Cheng-Han is considered the first of the Sixteen Kingdoms, and was the only state among them to be based within the Sichuan Basin. Their territory grew to encompass all of Sichuan, southwestern Shaanxi and parts of northern Guizhou and Yunnan, becoming a regional power in southwestern China. The ruling clan was highly sinicized, adopting the Jin style of imperial governance and showing reverence towards Taoism through the Way of the Celestial Masters sect. The state was eventually conquered by the Eastern Jin commander, Huan Wen in 347 CE.
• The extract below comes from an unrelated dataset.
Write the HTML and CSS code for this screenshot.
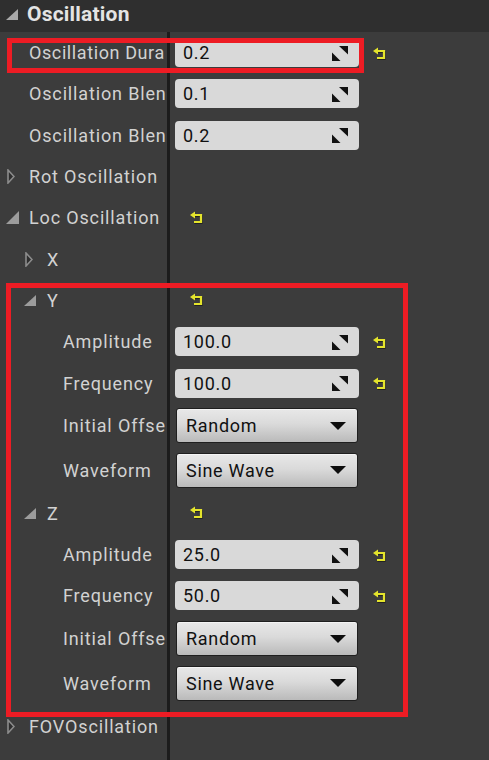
FILE: index.html
```html
<!DOCTYPE html>
<html>
<head>
<meta charset="utf-8">
<link rel="stylesheet" href="styles.css">
</head>
<body>
<div class="panel">
  <div class="header">
    <svg class="tri-open hdr" width="12" height="11" viewBox="0 0 12 11"><polygon points="12,0 12,11 0,11"/></svg>
    <span class="title">Oscillation</span>
  </div>
  <div class="rows">
    <div class="row">
      <div class="name l1"><span class="slot"></span><span class="label tight">Oscillation Dura</span></div>
      <div class="value">
        <div class="numbox"><span>0.2</span><svg class="spin" width="16" height="15" viewBox="0 0 16 15"><polygon points="7,0 16,0 16,8.5"/><polygon points="0,6.5 0,15 8.5,15"/></svg></div>
        <svg class="reset num" width="14" height="14" viewBox="0 0 14 14"><path class="rs" d="M4 5 H11.5 V12 H4.5"/><path class="ry" d="M4 4 H11 V11 H4"/><polygon class="ra" points="0,4 5,0.6 5,7.4"/></svg>
      </div>
    </div>
    <div class="row">
      <div class="name l1"><span class="slot"></span><span class="label">Oscillation Blen</span></div>
      <div class="value">
        <div class="numbox"><span>0.1</span><svg class="spin" width="16" height="15" viewBox="0 0 16 15"><polygon points="7,0 16,0 16,8.5"/><polygon points="0,6.5 0,15 8.5,15"/></svg></div>
      </div>
    </div>
    <div class="row">
      <div class="name l1"><span class="slot"></span><span class="label">Oscillation Blen</span></div>
      <div class="value">
        <div class="numbox"><span>0.2</span><svg class="spin" width="16" height="15" viewBox="0 0 16 15"><polygon points="7,0 16,0 16,8.5"/><polygon points="0,6.5 0,15 8.5,15"/></svg></div>
      </div>
    </div>
    <div class="row">
      <div class="name l1"><span class="slot"><svg class="tri-closed" width="8" height="15" viewBox="0 0 8 15"><polygon points="1,1 7,7.5 1,14"/></svg></span><span class="label">Rot Oscillation</span></div>
      <div class="value"></div>
    </div>
    <div class="row">
      <div class="name l1"><span class="slot"><svg class="tri-open" width="13" height="13" viewBox="0 0 13 13"><polygon points="13,0 13,13 0,13"/></svg></span><span class="label">Loc Oscillation</span></div>
      <div class="value">
        <svg class="reset txt" width="14" height="14" viewBox="0 0 14 14"><path class="rs" d="M4 5 H11.5 V12 H4.5"/><path class="ry" d="M4 4 H11 V11 H4"/><polygon class="ra" points="0,4 5,0.6 5,7.4"/></svg>
      </div>
    </div>
    <div class="row">
      <div class="name l2"><span class="slot"><svg class="tri-closed" width="8" height="15" viewBox="0 0 8 15"><polygon points="1,1 7,7.5 1,14"/></svg></span><span class="label">X</span></div>
      <div class="value"></div>
    </div>
    <div class="row">
      <div class="name l2"><span class="slot"><svg class="tri-open" width="12" height="11" viewBox="0 0 12 11"><polygon points="12,0 12,11 0,11"/></svg></span><span class="label">Y</span></div>
      <div class="value">
        <svg class="reset txt" width="14" height="14" viewBox="0 0 14 14"><path class="rs" d="M4 5 H11.5 V12 H4.5"/><path class="ry" d="M4 4 H11 V11 H4"/><polygon class="ra" points="0,4 5,0.6 5,7.4"/></svg>
      </div>
    </div>
    <div class="row">
      <div class="name l3"><span class="slot"></span><span class="label">Amplitude</span></div>
      <div class="value">
        <div class="numbox"><span>100.0</span><svg class="spin" width="16" height="15" viewBox="0 0 16 15"><polygon points="7,0 16,0 16,8.5"/><polygon points="0,6.5 0,15 8.5,15"/></svg></div>
        <svg class="reset num" width="14" height="14" viewBox="0 0 14 14"><path class="rs" d="M4 5 H11.5 V12 H4.5"/><path class="ry" d="M4 4 H11 V11 H4"/><polygon class="ra" points="0,4 5,0.6 5,7.4"/></svg>
      </div>
    </div>
    <div class="row">
      <div class="name l3"><span class="slot"></span><span class="label">Frequency</span></div>
      <div class="value">
        <div class="numbox"><span>100.0</span><svg class="spin" width="16" height="15" viewBox="0 0 16 15"><polygon points="7,0 16,0 16,8.5"/><polygon points="0,6.5 0,15 8.5,15"/></svg></div>
        <svg class="reset num" width="14" height="14" viewBox="0 0 14 14"><path class="rs" d="M4 5 H11.5 V12 H4.5"/><path class="ry" d="M4 4 H11 V11 H4"/><polygon class="ra" points="0,4 5,0.6 5,7.4"/></svg>
      </div>
    </div>
    <div class="row combo">
      <div class="name l3"><span class="slot"></span><span class="label">Initial Offse</span></div>
      <div class="value">
        <div class="combobox"><span>Random</span><svg class="drop" width="16" height="8" viewBox="0 0 16 8"><polygon points="0,0 16,0 8,8"/></svg></div>
      </div>
    </div>
    <div class="row combo">
      <div class="name l3"><span class="slot"></span><span class="label">Waveform</span></div>
      <div class="value">
        <div class="combobox"><span>Sine Wave</span><svg class="drop" width="16" height="8" viewBox="0 0 16 8"><polygon points="0,0 16,0 8,8"/></svg></div>
      </div>
    </div>
    <div class="row">
      <div class="name l2"><span class="slot"><svg class="tri-open" width="12" height="11" viewBox="0 0 12 11"><polygon points="12,0 12,11 0,11"/></svg></span><span class="label">Z</span></div>
      <div class="value">
        <svg class="reset txt" width="14" height="14" viewBox="0 0 14 14"><path class="rs" d="M4 5 H11.5 V12 H4.5"/><path class="ry" d="M4 4 H11 V11 H4"/><polygon class="ra" points="0,4 5,0.6 5,7.4"/></svg>
      </div>
    </div>
    <div class="row">
      <div class="name l3"><span class="slot"></span><span class="label">Amplitude</span></div>
      <div class="value">
        <div class="numbox"><span>25.0</span><svg class="spin" width="16" height="15" viewBox="0 0 16 15"><polygon points="7,0 16,0 16,8.5"/><polygon points="0,6.5 0,15 8.5,15"/></svg></div>
        <svg class="reset num" width="14" height="14" viewBox="0 0 14 14"><path class="rs" d="M4 5 H11.5 V12 H4.5"/><path class="ry" d="M4 4 H11 V11 H4"/><polygon class="ra" points="0,4 5,0.6 5,7.4"/></svg>
      </div>
    </div>
    <div class="row">
      <div class="name l3"><span class="slot"></span><span class="label">Frequency</span></div>
      <div class="value">
        <div class="numbox"><span>50.0</span><svg class="spin" width="16" height="15" viewBox="0 0 16 15"><polygon points="7,0 16,0 16,8.5"/><polygon points="0,6.5 0,15 8.5,15"/></svg></div>
        <svg class="reset num" width="14" height="14" viewBox="0 0 14 14"><path class="rs" d="M4 5 H11.5 V12 H4.5"/><path class="ry" d="M4 4 H11 V11 H4"/><polygon class="ra" points="0,4 5,0.6 5,7.4"/></svg>
      </div>
    </div>
    <div class="row combo">
      <div class="name l3"><span class="slot"></span><span class="label">Initial Offse</span></div>
      <div class="value">
        <div class="combobox"><span>Random</span><svg class="drop" width="16" height="8" viewBox="0 0 16 8"><polygon points="0,0 16,0 8,8"/></svg></div>
      </div>
    </div>
    <div class="row combo">
      <div class="name l3"><span class="slot"></span><span class="label">Waveform</span></div>
      <div class="value">
        <div class="combobox"><span>Sine Wave</span><svg class="drop" width="16" height="8" viewBox="0 0 16 8"><polygon points="0,0 16,0 8,8"/></svg></div>
      </div>
    </div>
    <div class="row">
      <div class="name l1"><span class="slot"><svg class="tri-closed" width="8" height="15" viewBox="0 0 8 15"><polygon points="1,1 7,7.5 1,14"/></svg></span><span class="label">FOVOscillation</span></div>
      <div class="value"></div>
    </div>
  </div>
  <div class="hl hl1"></div>
  <div class="hl hl2"></div>
</div>
</body>
</html>
```

FILE: styles.css
```css
html, body {
  margin: 0;
  padding: 0;
  background: #3c3c3c;
}

.panel {
  position: relative;
  width: 489px;
  height: 760px;
  overflow: hidden;
  background: #3c3c3c;
  font-family: Roboto, "Liberation Sans", sans-serif;
}

.header {
  height: 32px;
  background: #2f2f2f;
  display: flex;
  align-items: center;
  padding-left: 6px;
  box-sizing: border-box;
}

.header .hdr {
  fill: #a9a9a9;
  margin-right: 9px;
  margin-top: -3px;
}

.title {
  color: #e4e4e4;
  font-weight: 700;
  font-size: 21px;
  letter-spacing: 0.2px;
  margin-top: -4px;
}

.rows {
  height: 728px;
  background: linear-gradient(to right, transparent 167px, #1c1c1c 167px, #1c1c1c 170px, transparent 170px);
}

.row {
  height: 41.3px;
  display: flex;
  align-items: center;
}

.row.combo {
  height: 44.5px;
}

.name {
  width: 167px;
  flex: none;
  box-sizing: border-box;
  overflow: hidden;
  white-space: nowrap;
  display: flex;
  align-items: center;
  color: #d2d2d2;
  font-size: 18px;
  letter-spacing: 0.85px;
}

.name.l1 { padding-left: 6px; }
.name.l2 { padding-left: 24px; }
.name.l3 { padding-left: 40px; }

.slot {
  width: 23px;
  flex: none;
  display: flex;
  align-items: center;
}

.tri-open {
  fill: #9c9c9c;
}

.tri-closed {
  fill: #2e2e2e;
  stroke: #8c8c8c;
  stroke-width: 1.6;
  margin-left: 1px;
}

.label {
  flex: none;
}

.label.tight {
  letter-spacing: 0.6px;
}

.value {
  flex: 1;
  display: flex;
  align-items: center;
  padding-left: 8px;
}

.numbox {
  width: 184px;
  height: 29px;
  box-sizing: border-box;
  background: #d9d9d9;
  border-radius: 4px;
  display: flex;
  align-items: center;
  justify-content: space-between;
  padding: 0 11px 0 8px;
  color: #111111;
  font-size: 18px;
  letter-spacing: 0.7px;
}

.spin {
  fill: #111111;
  margin-top: 1px;
}

.combobox {
  width: 182px;
  height: 35px;
  margin-left: 1px;
  box-sizing: border-box;
  border: 1px solid #1f1f1f;
  border-radius: 3px;
  background: linear-gradient(to bottom, #e8e8e8 0%, #dadada 45%, #bababa 100%);
  box-shadow: inset 0 1px 0 rgba(255, 255, 255, 0.5);
  display: flex;
  align-items: center;
  justify-content: space-between;
  padding: 0 11px 0 9px;
  color: #111111;
  font-size: 18px;
  letter-spacing: 0.7px;
}

.drop {
  fill: #0e0e0e;
}

.reset .ry {
  fill: none;
  stroke: #e4e42c;
  stroke-width: 2.2;
}

.reset .rs {
  fill: none;
  stroke: #1a1a1a;
  stroke-width: 2.2;
  opacity: 0.75;
}

.reset .ra {
  fill: #e4e42c;
}

.reset.num {
  margin-left: 14px;
  margin-top: 2px;
}

.reset.txt {
  margin-left: 15px;
}

.hl {
  position: absolute;
  border: 5px solid #ed1c24;
  box-sizing: border-box;
  pointer-events: none;
}

.hl1 {
  left: 7px;
  top: 38px;
  width: 357px;
  height: 35px;
}

.hl2 {
  left: 6px;
  top: 283px;
  width: 402px;
  height: 434px;
}
```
==== Former Qin (351–394) ====
The Fu clan of the Lüeyang Di (略陽氐) were specifically from Linwei County (臨渭; in modern Qin'an County, Gansu) and claimed descent from the legendary Youhu clan from the ancient Xia period. During the collapse of the Western Jin, their chieftain, Fu Hong gathered refugees in his home commandery and proclaimed himself as the Duke of Lueyang in 310 CE. In 329 CE, he surrendered to the Jie-led Later Zhao dynasty, who later resettled him and his followers to the east in the Henan region, where he was given the important task of supervising the relocated Di and Qiang tribes. As the Later Zhao began to collapse in 349 CE, Fu Hong resolved to return to his home in the west and breakaway. In 351 CE, after entering the Guanzhong Basin and capturing Chang'an, Fu Hong's son, Fu Jiàn, established the Former Qin dynasty.
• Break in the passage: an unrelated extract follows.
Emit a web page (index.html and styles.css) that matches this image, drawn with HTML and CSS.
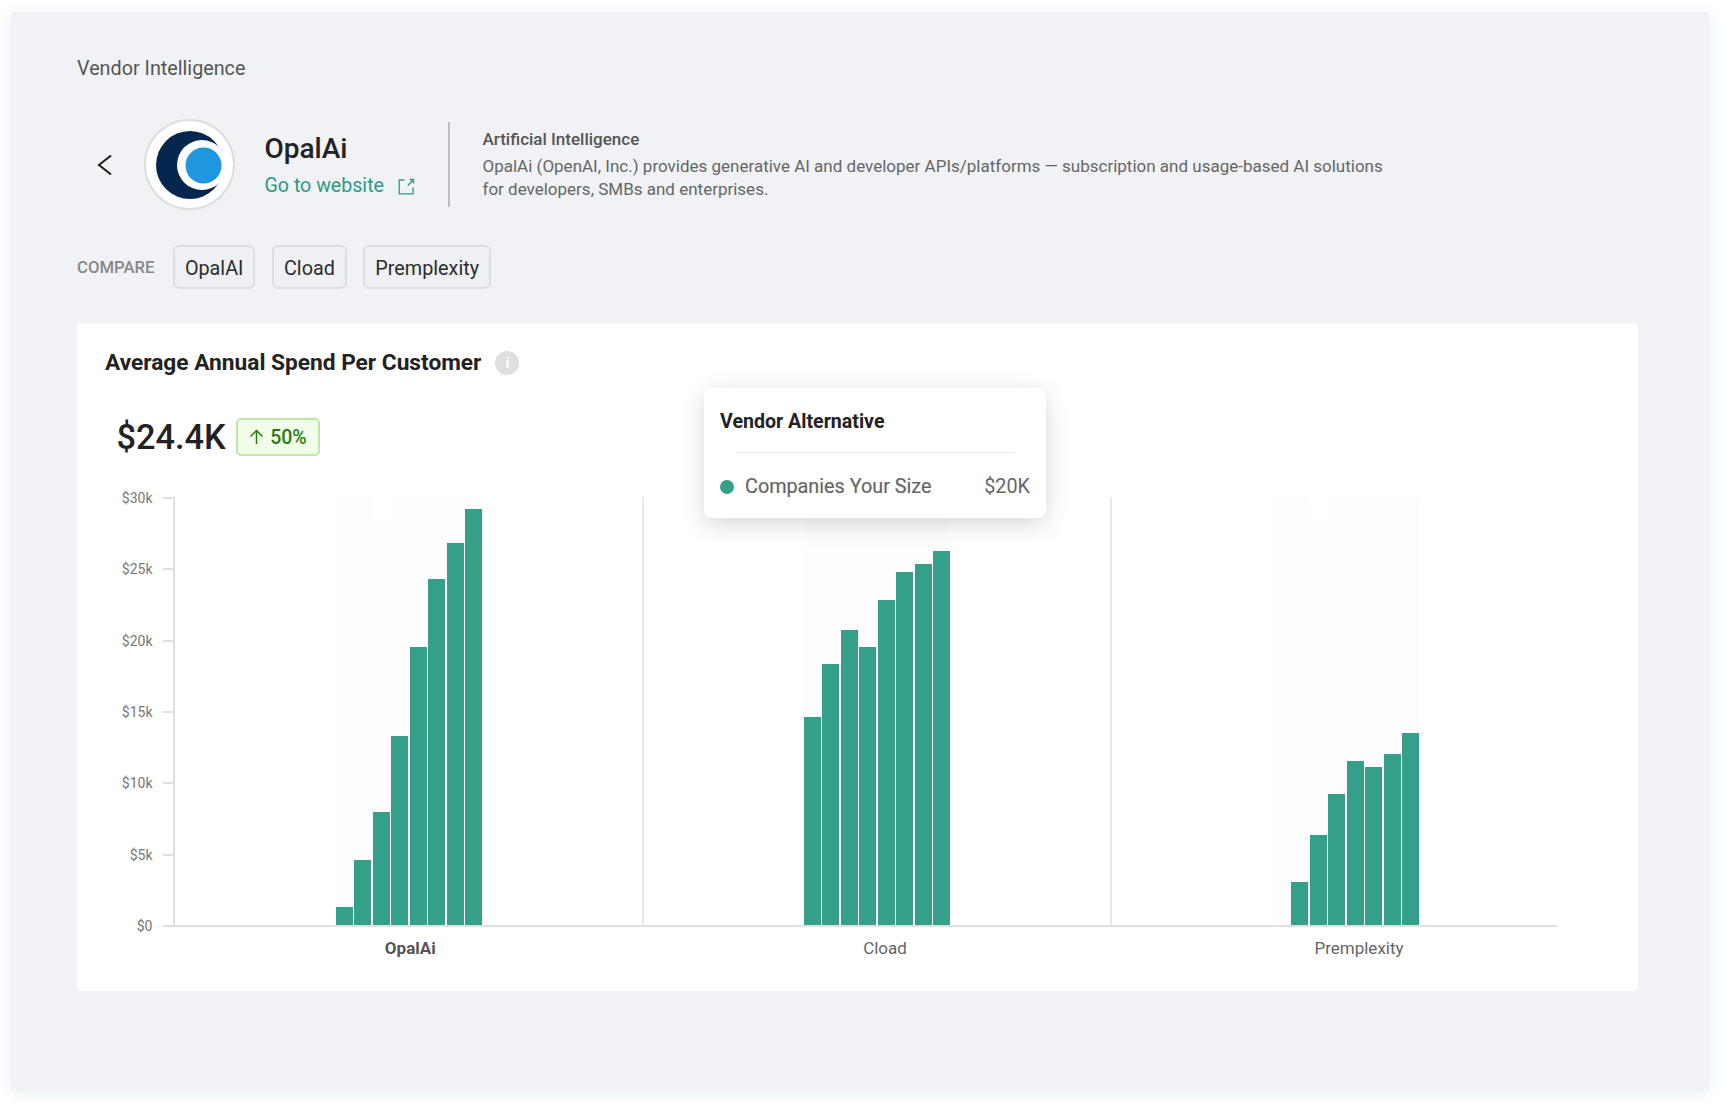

The Former Qin rose to power during the early reign of their third monarch, Fu Jiān. With the help of his Han Chinese Prime Minister, Wang Meng, the Qin formed a centralized Chinese-style bureaucracy and rapidly expanded their territory, unifying northern China and conquering Sichuan by 376 CE. Fu Jian vigorously upheld Confucianism by opening schools and presenting himself as a representative of the Middle Kingdom. At the same time, he also held Buddhism in high esteem and helped to propagate the religion. Fu Jian often incorporated his defeated enemies such as the Qiang and Xianbei into his military and administration while also refusing to grant special privileges to the Di nobility at first.
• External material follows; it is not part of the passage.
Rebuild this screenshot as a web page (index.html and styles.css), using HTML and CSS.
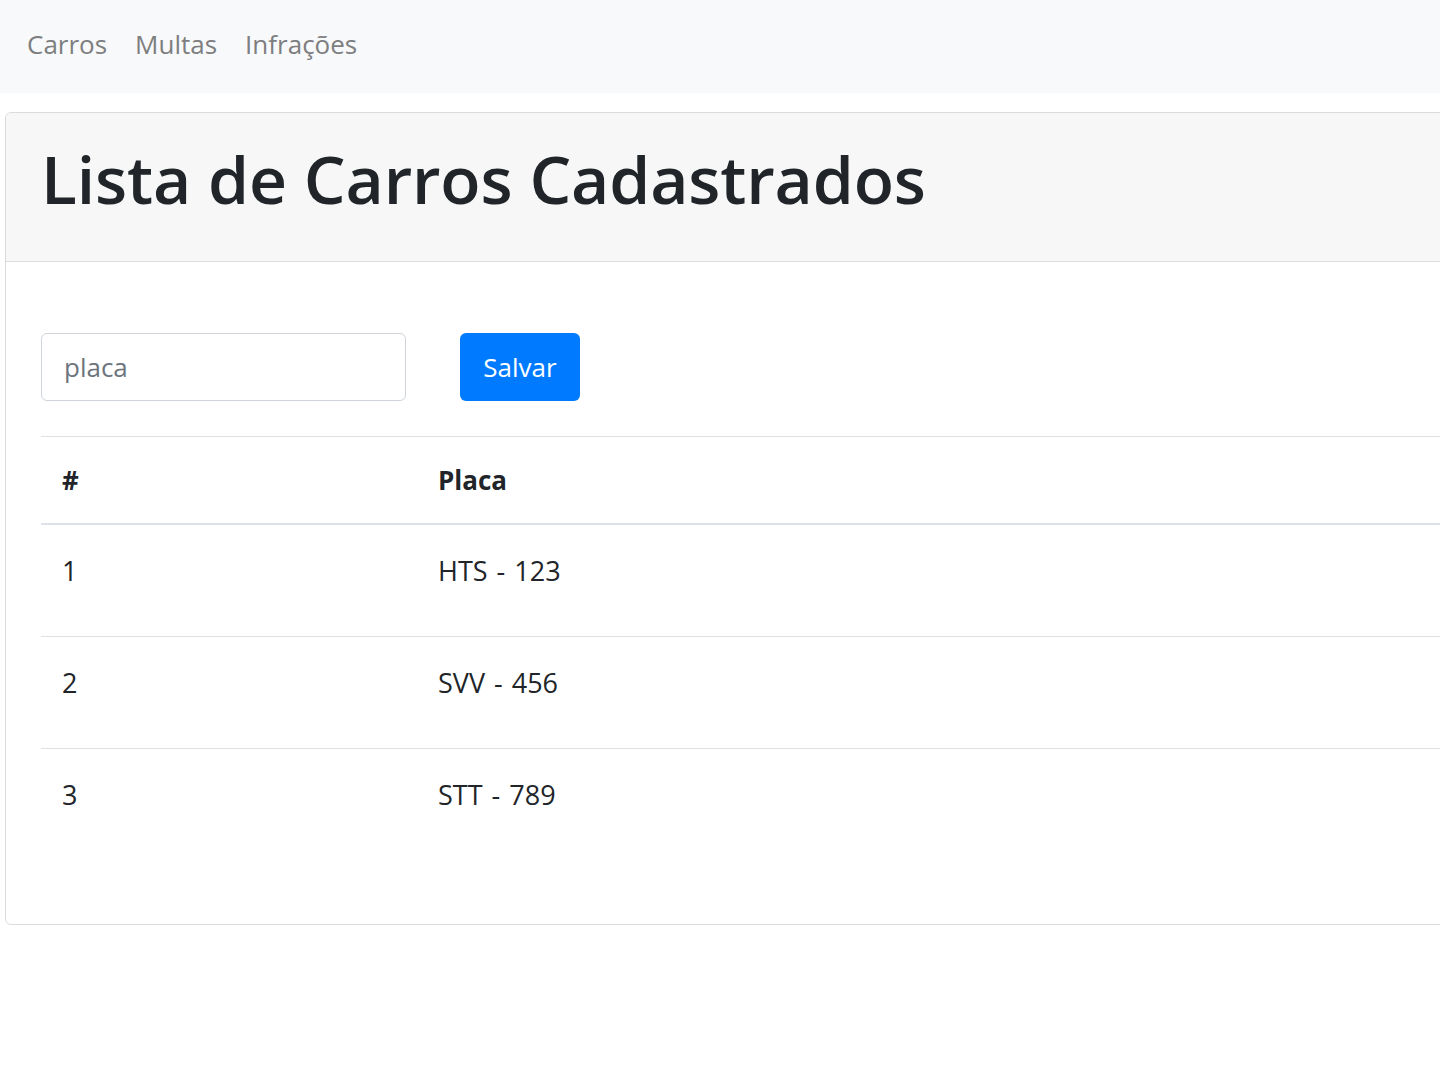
FILE: index.html
```html
<!DOCTYPE html>
<html lang="pt">
<head>
<meta charset="utf-8">
<title>Lista de Carros</title>
<link rel="stylesheet" href="styles.css">
</head>
<body>
<nav class="navbar">
  <a class="nav-link" href="#">Carros</a>
  <a class="nav-link" href="#">Multas</a>
  <a class="nav-link" href="#">Infrações</a>
</nav>
<div class="page">
  <div class="card">
    <div class="card-header">
      <h1 class="title">Lista de Carros Cadastrados</h1>
    </div>
    <div class="card-body">
      <form class="form-row">
        <input class="input" type="text" placeholder="placa">
        <button class="btn" type="button">Salvar</button>
      </form>
      <table class="table">
        <thead>
          <tr><th class="col-id">#</th><th>Placa</th></tr>
        </thead>
        <tbody>
          <tr><td class="col-id">1</td><td>HTS - 123</td></tr>
          <tr><td class="col-id">2</td><td>SVV - 456</td></tr>
          <tr class="last"><td class="col-id">3</td><td>STT - 789</td></tr>
        </tbody>
      </table>
    </div>
  </div>
</div>
</body>
</html>
```
FILE: styles.css
```css
html, body {
  margin: 0;
  padding: 0;
  background: #fff;
  overflow-x: hidden;
}
body {
  font-family: "Open Sans", "Noto Sans", sans-serif;
  color: #212529;
}
.navbar {
  height: 93px;
  background: #f8f9fa;
  display: flex;
  align-items: center;
  gap: 28px;
  padding-left: 27px;
  padding-bottom: 6px;
  box-sizing: border-box;
}
.nav-link {
  font-size: 26px;
  color: #7d7e7f;
  text-decoration: none;
}
.page {
  overflow: hidden;
  padding: 19px 0 0 5px;
}
.card {
  width: 1500px;
  border: 1px solid #dcdcdc;
  border-radius: 6px;
  background: #fff;
}
.card-header {
  height: 149px;
  background: #f7f7f7;
  border-bottom: 1px solid #dcdcdc;
  border-radius: 6px 6px 0 0;
  display: flex;
  align-items: center;
  padding-left: 35px;
  padding-bottom: 18px;
  box-sizing: border-box;
}
.title {
  margin: 0;
  font-size: 66px;
  font-weight: 600;
  letter-spacing: -0.15px;
  line-height: 1;
  color: #212529;
}
.card-body {
  padding: 71px 0 64px 35px;
}
.form-row {
  display: flex;
  gap: 54px;
  margin: 0 0 35px 0;
}
.input {
  width: 365px;
  height: 68px;
  box-sizing: border-box;
  border: 1px solid #ced4da;
  border-radius: 6px;
  padding: 0 22px;
  font-family: inherit;
  font-size: 26px;
  color: #495057;
}
.input::placeholder {
  color: #6c757d;
}
.btn {
  width: 120px;
  height: 68px;
  border: none;
  border-radius: 6px;
  background: #007bff;
  color: #fff;
  font-family: inherit;
  font-size: 26px;
  padding: 0;
}
.table {
  width: 100%;
  border-collapse: collapse;
}
.table th, .table td {
  text-align: left;
  padding: 0 0 0 21px;
}
.table th {
  font-size: 26px;
  font-weight: 700;
  height: 86px;
  border-top: 1px solid #dee2e6;
  border-bottom: 2px solid #dee2e6;
}
.table td {
  font-size: 27px;
  line-height: 39px;
  height: 112px;
  box-sizing: border-box;
  padding-top: 26px;
  vertical-align: top;
  border-bottom: 1px solid #dee2e6;
  word-spacing: 2px;
}
.table tr.last td {
  border-bottom: none;
}
.col-id {
  width: 355px;
}
```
With most of China under his rule, Fu Jian sought to complete the unification by conquering the Eastern Jin dynasty. In 378 CE, his forces captured the key city of Xiangyang, and two years later, he began assigning the Di nobles and soldiers to military garrisons in various parts of the empire outside of the Guanzhong Basin. In 383 CE, he led a massive force purported to be 870,000 strong and faced the outnumbered Jin army at the Battle of Fei River. Despite his numerical advantage, a defector within his rank enticed his army to make a panicked retreat, leading to a disastrous rout. Fu Jian barely escaped back to his capital, but just a year later, many of his vassals took the opportunity to rebel and fragmented his empire. Fu Jian was killed in 385 CE, and while his family continued to hold out, the Former Qin was eventually destroyed nine years later.

==== Later Liang (386–403) ====
The Lü clan were another prominent family among the Lüeyang Di, though their ancestor was a Chinese official who fled and lived among the Di to escape persecution during the Han dynasty. Under the Former Qin dynasty, the Lü became an important ally to the imperial Fu clan. In 383 CE, the general, Lü Guang was sent on an expedition to the Western Regions in the Tarim Basin, thus avoiding the chaos that followed the Battle of Fei River. Two years later, after conquering the city state of Kucha, Lü Guang returned to China. Along the way, he was met with resistance by the provincial inspector of Liang province, but prevailed and promptly took over the region of modern eastern Gansu. In 386 CE, upon receiving news of Fu Jian's death, he declared a new reign era at his capital of Guzang (姑臧, in modern Wuwei, Gansu), beginning the Later Liang dynasty.

Lü Guang was described as a capable military general but poor ruler. In 386 CE, he defeated a popular revolt led by the local Han and tribal populace. Later on, he entered a protracted war with the Xianbei Western Qin dynasty of the Longxi Basin, gaining the upper hand early on. However, in 397 CE, his forces suffered a decisive defeat to the Western Qin, and a new string of uprisings soon broke out within his territory, leading to the breakaway of the Southern Liang and Northern Liang. Lü Guang died in 400 CE, and his sons were described as even more violent than him. In 403 CE, faced with pressure from all sides, the Lü clan surrendered their territory to the Qiang-led Later Qin dynasty. The Di remained a significant population under the Later Qin and were a core fighting force within their military.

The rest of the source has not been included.